Claudine Biland: nous avons tous un seuil moral. C’est un peu comme si nous avions des curseurs que nous pouvons positionner  sur ’’0’’ quand nous avons un seuil de morale très bas et sur ’’10’’, quand ce seuil est très élevé. Certains placeront ce curseur à deux, là où d’autres le placeront à six ou à huit. Chacun est à même de déterminer là où il va le placer. Je peux dire où, personnellement, je le placerai, mais pas dire où il faut que les autres le positionnent. En ce qui me concerne, le mensonge que je considère inacceptable, c’est celui qui vise avant tout à nuire à quelqu’un. C’est, par exemple, le faux témoignage qui mène en prison, comme cela s’est passé au moment du procès d’Outreau. Mais, c’est aussi la fausse information en bourse, qui permet de se faire malhonnêtement des fortunes ou le discours du patron qui dit que l’entreprise va mieux que mieux, ceci afin de faire baisser les soupçons et de déménager facilement les machines dans la nuit qui suit.

 

On enseigne aux enfants qu’il ne faut pas mentir. Mais sommes-nous crédibles dès lors où ils sont témoins permanents de nos propre mensonges ? Sommes-nous réduits à leur dire : fais ce que je te dis mais surtout ne fais pas ce que je fais ?

Claudine Biland: c’est là l’un des paradoxes de la nature humaine : nous sommes capables de dire à nos enfants qu’il ne faut pas commettre un acte, tout en nous autorisant, pour nous, à le faire. On peut sortir de cette contradiction en rappelant que nous sommes des exemples mais pas des modèles. Nous pouvons expliquer à nos enfants que si nous leur demandons d’éviter de mentir, c’est parce qu’on les aime, que l’on veut leur bien et que l’on souhaite leurs éviter des ennuis avec leurs amies et au sein de la fratrie. Nous pouvons faire cela, sans pour autant avoir besoin, de nous présenter comme des êtres parfaits et vertueux.

 

Quels conseils donneriez-vous à des animateurs qui sont confrontés aux mensonges que ce soit ceux des adultes ou ceux des enfants ?

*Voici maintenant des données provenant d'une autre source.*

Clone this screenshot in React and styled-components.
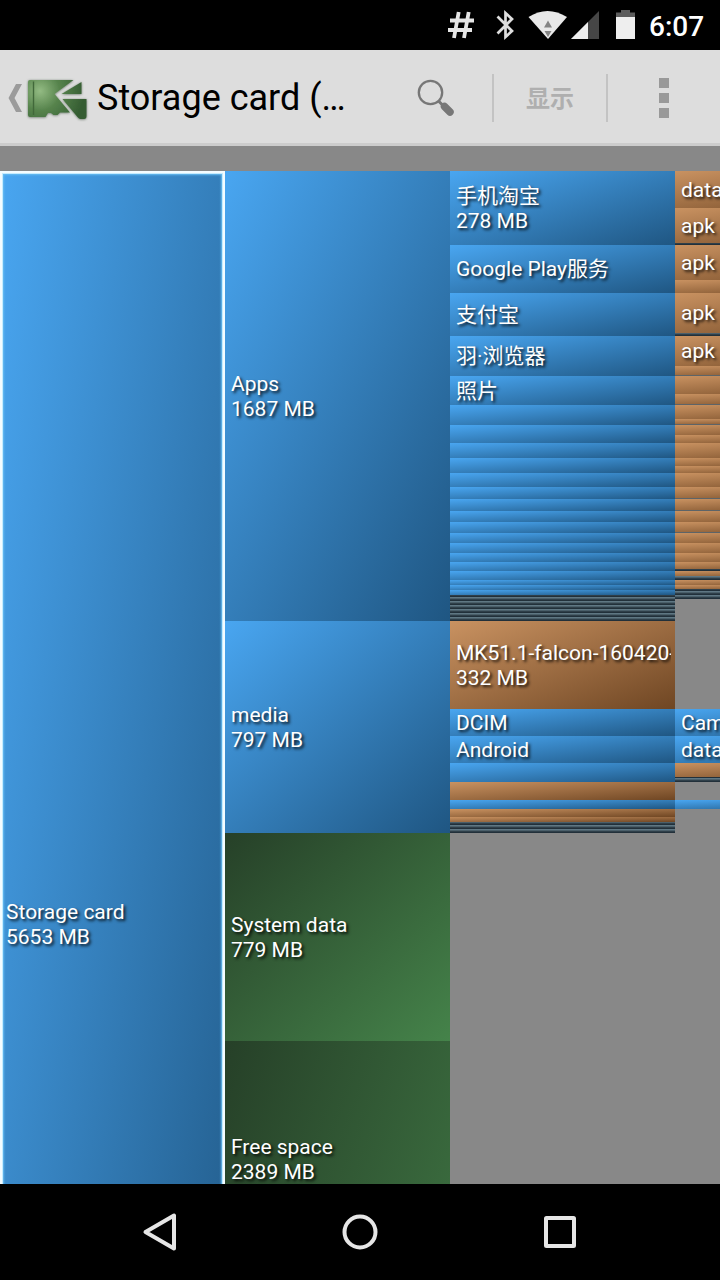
import React from "react";
import styled, { createGlobalStyle, css } from "styled-components";

const GlobalStyle = createGlobalStyle`
  * {
    box-sizing: border-box;
  }
  body {
    margin: 0;
    background: #000000;
    font-family: Roboto, "Noto Sans CJK SC", sans-serif;
  }
`;

const FILLS = {
  dir: "linear-gradient(to bottom right, #49a6f1, #1f5682)",
  file: "linear-gradient(to bottom right, #c99261, #6f4623)",
  system: "linear-gradient(to bottom right, #264028, #45834a)",
  small:
    "repeating-linear-gradient(to top, #22303a 0 1px, #2f3f49 1px 2px, #4b5f6a 2px 3px, #5f7783 3px 4px)",
  line: "#5d6468",
};

const Screen = styled.div`
  display: flex;
  flex-direction: column;
  width: 720px;
  height: 1280px;
  overflow: hidden;
  background: #888888;
`;

const StatusBar = styled.div`
  display: flex;
  flex: none;
  height: 50px;
  background: #000000;
  justify-content: flex-end;
  padding-right: 16px;
`;

const StatusIcons = styled.svg`
  width: 200px;
  height: 50px;
`;

const Clock = styled.div`
  width: 59px;
  padding-left: 4px;
  color: #ffffff;
  font-size: 28px;
  font-weight: 500;
  line-height: 54px;
  white-space: nowrap;
`;

const ActionBar = styled.header`
  display: flex;
  flex: none;
  align-items: center;
  height: 96px;
  padding-top: 2px;
  padding-left: 6px;
  background: #dddddd;
  border-bottom: 3px solid #cccccc;
`;

const HomeIcon = styled.svg`
  flex: none;
  width: 84px;
  height: 48px;
`;

const Title = styled.h1`
  width: 296px;
  margin: 0 0 0 7px;
  color: #000000;
  font-size: 36px;
  font-weight: 400;
  line-height: 50px;
  white-space: nowrap;
`;

const Action = styled.div`
  display: flex;
  flex: none;
  align-items: center;
  justify-content: center;
  width: ${(props) => props.$width}px;
  height: 48px;
  border-left: ${(props) => (props.$divided ? "2px solid #c3c3c3" : "none")};
`;

const ActionText = styled.span`
  padding-bottom: 2px;
  color: #afafaf;
  font-size: 24px;
  font-weight: 700;
`;

const SearchIcon = styled.svg`
  width: 48px;
  height: 48px;
  margin-right: 14px;
`;

const TreeMap = styled.main`
  display: flex;
  flex: none;
  width: 720px;
  height: 1038px;
  padding-top: 25px;
  overflow: hidden;
  background: #888888;
`;

const Column = styled.div`
  display: flex;
  flex: none;
  flex-direction: column;
  width: 225px;
`;

const Block = styled.div`
  display: flex;
  flex: none;
  flex-direction: column;
  justify-content: center;
  height: ${(props) => props.$height}px;
  padding-top: ${(props) => (props.$height > 1 && props.$height < 600 ? 1 : 0)}px;
  padding-left: 6px;
  padding-bottom: ${(props) => props.$hidden || 0}px;
  overflow: hidden;
  background: ${(props) => FILLS[props.$kind] || "transparent"};
  ${(props) =>
    props.$selected &&
    css`
      box-shadow: inset 0 0 0 2px #f4fcff, inset 0 0 0 3px #c5ecff,
        inset 0 0 2px 4px #68bdf2;
    `}
`;

const Label = styled.div`
  width: 215px;
  height: 25px;
  overflow-x: clip;
  color: #ffffff;
  font-size: 21px;
  line-height: 25px;
  text-shadow: 2px 2px 3px rgba(0, 0, 0, 0.85);
  white-space: nowrap;
`;

const NavBar = styled.nav`
  display: flex;
  flex: none;
  align-items: center;
  justify-content: space-around;
  height: 96px;
  padding: 0 60px;
  background: #000000;
`;

const NavIcon = styled.svg`
  width: 48px;
  height: 48px;
  fill: none;
  stroke: #e6e6e6;
  stroke-width: 4;
  stroke-linejoin: round;
`;

// [kind, height, name, size, height scrolled out below]
const columns = [
  [["dir", 1508, "Storage card", "5653 MB"]],
  [
    ["dir", 450, "Apps", "1687 MB"],
    ["dir", 212, "media", "797 MB"],
    ["system", 208, "System data", "779 MB"],
    ["system", 637, "Free space", "2389 MB", 400],
  ],
  [
    ["dir", 74, "手机淘宝", "278 MB"],
    ["dir", 48, "Google Play服务"],
    ["dir", 43, "支付宝"],
    ["dir", 40, "羽·浏览器"],
    ["dir", 29, "照片"],
    ["dir", 20],
    ["dir", 18],
    ["dir", 15],
    ["dir", 15],
    ["dir", 14],
    ["dir", 12],
    ["dir", 12],
    ["dir", 11],
    ["dir", 11],
    ["dir", 10],
    ["dir", 10],
    ["dir", 9],
    ["dir", 9],
    ["dir", 9],
    ["dir", 5],
    ["dir", 5],
    ["dir", 5],
    ["small", 26],
    ["file", 88, "MK51.1-falcon-160420-", "332 MB"],
    ["dir", 27, "DCIM"],
    ["dir", 27, "Android"],
    ["dir", 19],
    ["file", 18],
    ["dir", 9],
    ["file", 8],
    ["file", 5],
    ["small", 11],
  ],
  [
    ["file", 37, "data"],
    ["file", 35, "apk"],
    ["small", 2],
    ["file", 35, "apk"],
    ["file", 13],
    ["file", 40, "apk"],
    ["small", 3],
    ["file", 30, "apk"],
    ["file", 9],
    ["line", 1],
    ["file", 18],
    ["file", 10],
    ["line", 1],
    ["file", 14],
    ["file", 5],
    ["line", 1],
    ["file", 10],
    ["file", 8],
    ["file", 15],
    ["file", 8],
    ["file", 7],
    ["file", 14],
    ["file", 11],
    ["line", 1],
    ["file", 11],
    ["line", 1],
    ["file", 11],
    ["file", 10],
    ["line", 1],
    ["file", 10],
    ["file", 10],
    ["file", 9],
    ["file", 7],
    ["small", 2],
    ["file", 5],
    ["small", 4],
    ["file", 5],
    ["file", 4],
    ["small", 10],
    ["empty", 110],
    ["dir", 27, "Camera"],
    ["dir", 27, "data"],
    ["file", 14],
    ["small", 5],
    ["empty", 18],
    ["dir", 9],
  ],
];

const renderStatusIcons = () => (
  <StatusIcons viewBox="445 0 200 50">
    <path
      d="M458.7 12 L454 38 M468.7 12 L464 38 M450 20.5 H474 M448 30 H472"
      fill="none"
      stroke="#e6e6e6"
      strokeWidth="3.8"
    />
    <path
      d="M497.5 16.5 L512 31 L505.5 37 V13 L512 19 L497.5 33.5"
      fill="none"
      stroke="#dedede"
      strokeWidth="2.7"
    />
    <path d="M528.5 17 Q547.5 5 567 17 L548 39 Z" fill="#e9e9e9" />
    <path d="M544 27.5 L548 20.5 L552 27.5 Z M544.5 31 H551.5 L548 37 Z" fill="#858585" />
    <path d="M571 39 L599 11 V39 Z" fill="#464646" />
    <path d="M571 39 L588 22 V39 Z" fill="#eeeeee" />
    <path d="M616 17 V12.5 H621 V10 H630 V12.5 H635 V17 Z" fill="#5c5c5c" />
    <path d="M616 17 H635 V39 H616 Z" fill="#eeeeee" />
  </StatusIcons>
);

const renderHomeIcon = () => (
  <HomeIcon viewBox="6 74 84 48">
    <defs>
      <radialGradient id="card" gradientUnits="userSpaceOnUse" cx="40" cy="91" r="44">
        <stop offset="0" stopColor="#93bb83" />
        <stop offset="0.45" stopColor="#56834c" />
        <stop offset="1" stopColor="#355d32" />
      </radialGradient>
      <filter id="cardShadow" x="-20%" y="-20%" width="140%" height="140%">
        <feDropShadow dx="0" dy="0.5" stdDeviation="0.8" floodColor="#344a30" floodOpacity="0.7" />
      </filter>
    </defs>
    <path d="M22 84 H16 L8.5 98 L16 112 H22 L14.5 98 Z" fill="#9b9b9b" />
    <g fill="url(#card)" filter="url(#cardShadow)">
      <path d="M30 80 H73.5 L54.5 94 L70 112.5 H60 L57.5 115 H53.5 L51 113 H48 L45.5 117 H30 Q28 117 28 115 V82 Q28 80 30 80 Z" />
      <path d="M81.5 82 V94 H61.5 Z" />
      <path d="M62.5 99 H86.5 V116 Q86.5 119 84 119 H80.5 Q79 119 77.5 117 Z" />
    </g>
    <path d="M33.5 81.5 V115" stroke="#41683a" strokeWidth="1.4" />
  </HomeIcon>
);

const renderBlock = ([kind, height, name, size, hidden], index, selected) => (
  <Block
    key={index}
    $kind={kind}
    $height={height}
    $hidden={hidden}
    $selected={selected}
  >
    {name && <Label>{name}</Label>}
    {size && <Label>{size}</Label>}
  </Block>
);

export default function App() {
  return (
    <Screen>
      <GlobalStyle />
      <StatusBar>
        {renderStatusIcons()}
        <Clock>6:07</Clock>
      </StatusBar>
      <ActionBar>
        {renderHomeIcon()}
        <Title>Storage card (…</Title>
        <Action $width={99}>
          <SearchIcon viewBox="412 74 48 48">
            <circle cx="430.5" cy="92.5" r="11.7" fill="none" stroke="#777777" strokeWidth="2.3" />
            <path d="M438.5 101 L443 105.5" stroke="#777777" strokeWidth="3" />
            <path d="M444.5 106.5 L450 112" stroke="#777777" strokeWidth="7.5" strokeLinecap="round" />
          </SearchIcon>
        </Action>
        <Action $width={114} $divided>
          <ActionText>显示</ActionText>
        </Action>
        <Action $width={114} $divided>
          <svg width="10" height="40" viewBox="0 0 10 40" fill="#999999">
            <path d="M0 0 H10 V10 H0 Z M0 15 H10 V25 H0 Z M0 30 H10 V40 H0 Z" />
          </svg>
        </Action>
      </ActionBar>
      <TreeMap>
        {columns.map((blocks, col) => (
          <Column key={col}>
            {blocks.map((block, i) => renderBlock(block, i, col === 0))}
          </Column>
        ))}
      </TreeMap>
      <NavBar>
        <NavIcon viewBox="0 0 48 48">
          <path d="M38 7.5 V40.5 L9.5 24 Z" />
        </NavIcon>
        <NavIcon viewBox="0 0 48 48">
          <circle cx="24" cy="24" r="15.5" />
        </NavIcon>
        <NavIcon viewBox="0 0 48 48">
          <rect x="10" y="10" width="28" height="28" rx="0.5" />
        </NavIcon>
      </NavBar>
    </Screen>
  );
}
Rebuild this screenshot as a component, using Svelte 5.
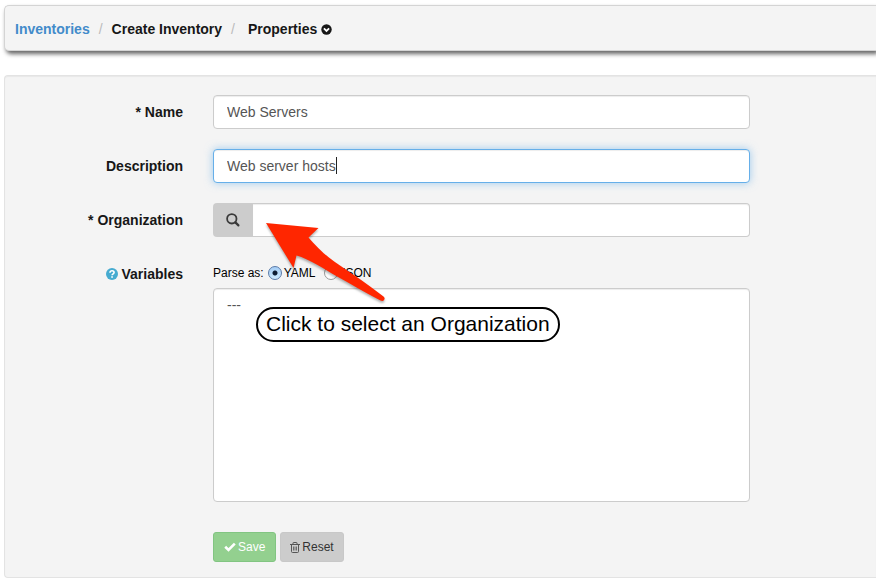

Claudine Biland: il faut faire une distinction entre le mensonge qui a réussi et celui qui a raté. Celui qui fonctionne est par définition celui qu’on ne voit pas. Si on arrive à identifier que son interlocuteur est en train de mentir, c’est que sa tentative a échoué. C’est d’abord rassurant, puisque cela prouve qu’on a réussi à ne pas se faire manipuler. Se pose ensuite la question de l’attitude à adopter. Faut-il essayer de confondre le menteur ? Oui, s’il s’agit de lui signifier que l’on n’est pas dupe de ce qu’il essaie de nous faire croire et qu’il peut toujours insister, on ne le croira pas une seule seconde. Non, s’il s’agit de l’humilier. La pire des situations pour un menteur, c’est d’être confondu. La vexation qui s’ensuit est tellement insupportable qu’elle aboutit la plupart du temps à enfermer le menteur dans son mensonge. Pour éviter un tel blocage, mieux vaut éviter d’essayer de le démasquer en public ou de lui faire honte devant tout le monde. Pour comprendre ce que je vous explique, il suffit de se souvenir de situations au cours desquelles nous avons menti. Aurions-nous accepté de reconnaître notre forfait ? La plupart du temps, nous cherchons un échappatoire ou une excuse qui permet d’éviter cette confrontation. C’est extrêmement rare d’affirmer à celui à qui on vient de mentir : « oui, c’est vrai, je viens de te raconter des balivernes ». Ni les enfants, ni les adultes n’acceptent ainsi de reconnaître qu’ils viennent de transgresser une règle morale et tout ce que ça implique.